Angela likes to listen to the radio when she's writing. Sometimes, a song she hears, the title, a line from the song, or whoever is singing will give her an idea for a story title. The radio is also useful in coming up with the names of her characters.
"I’m a big baseball fan, and several times while I’ve been listening to a game, the first name of the player who came up to bat became the name of my character," she shared.
She also listens to a lot of classic rock and the oldies.
"I was writing part of "Burgers and Hot Chocolate" when the Four Tops started singing and they ended up in my story (along with a few other of my favorites like The Supremes and The Beatles). I typed a line and said to myself, 'that works,'" she told me.
I asked her to tell us about her favorite character.

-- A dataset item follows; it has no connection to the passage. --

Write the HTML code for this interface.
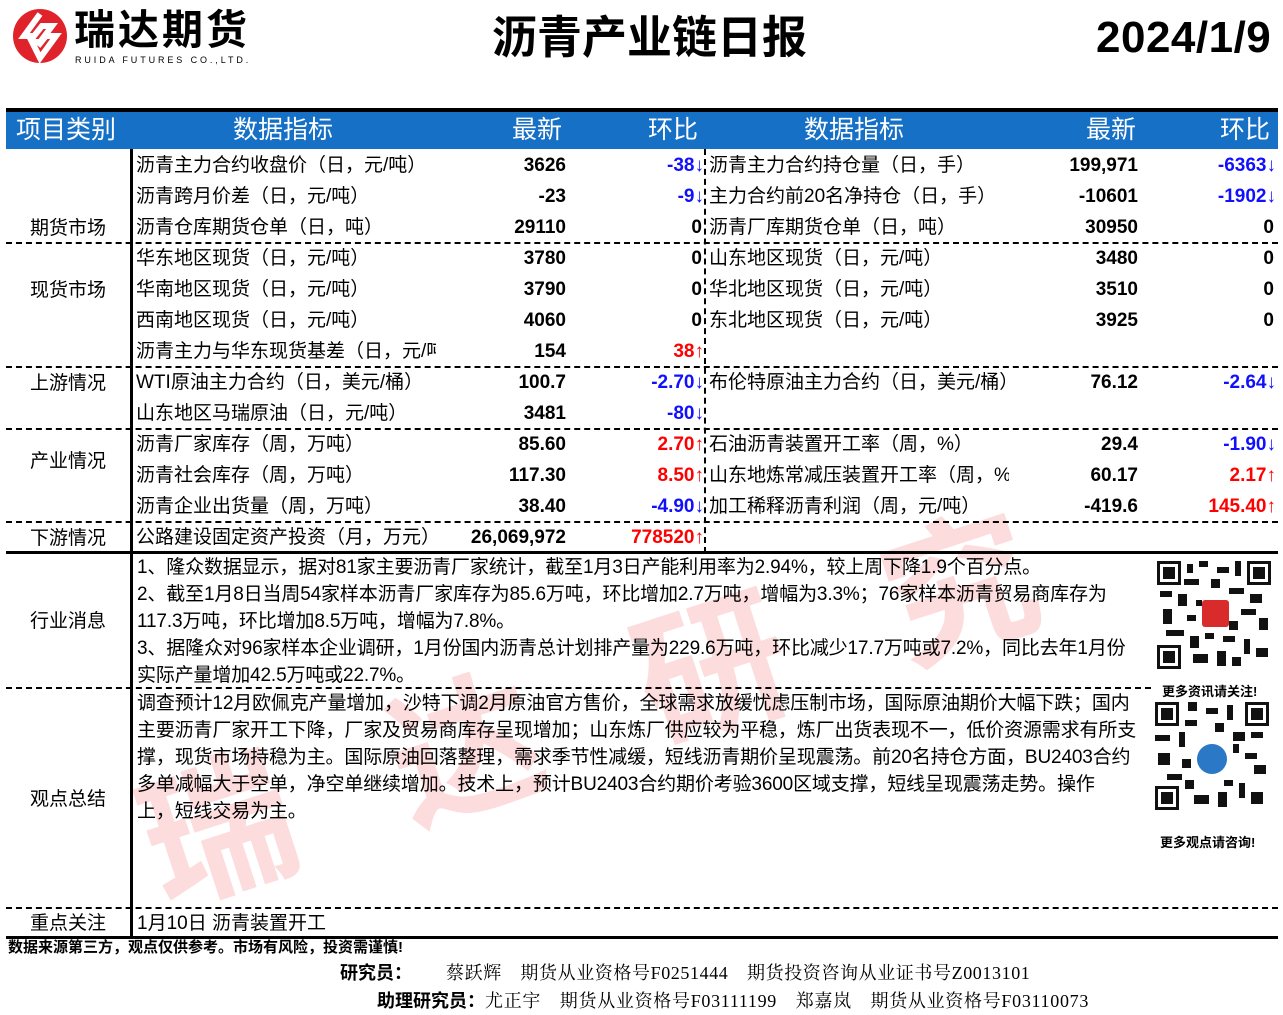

"My grandmother was a big reader and she would pass her paperbacks on to me. She gave me a book, when I was maybe 12 or 13, titled Joy in the Morning by Betty Smith. Published in the 1960s and set in pre-depression era New York, the heroine Annie McGairy Brown, comes to New York to be with her law student husband, Carl. They have little money, no friends, and are pretty much ostracized from their families for getting married so young. She also gets pregnant. Annie is a strong person who faces every challenge thrown her way with a positive disposition and confident outlook.
"Although this book was written over fifty years ago, Annie is exactly the type of heroine a writer wants to write and a reader wants to read no matter what the time period."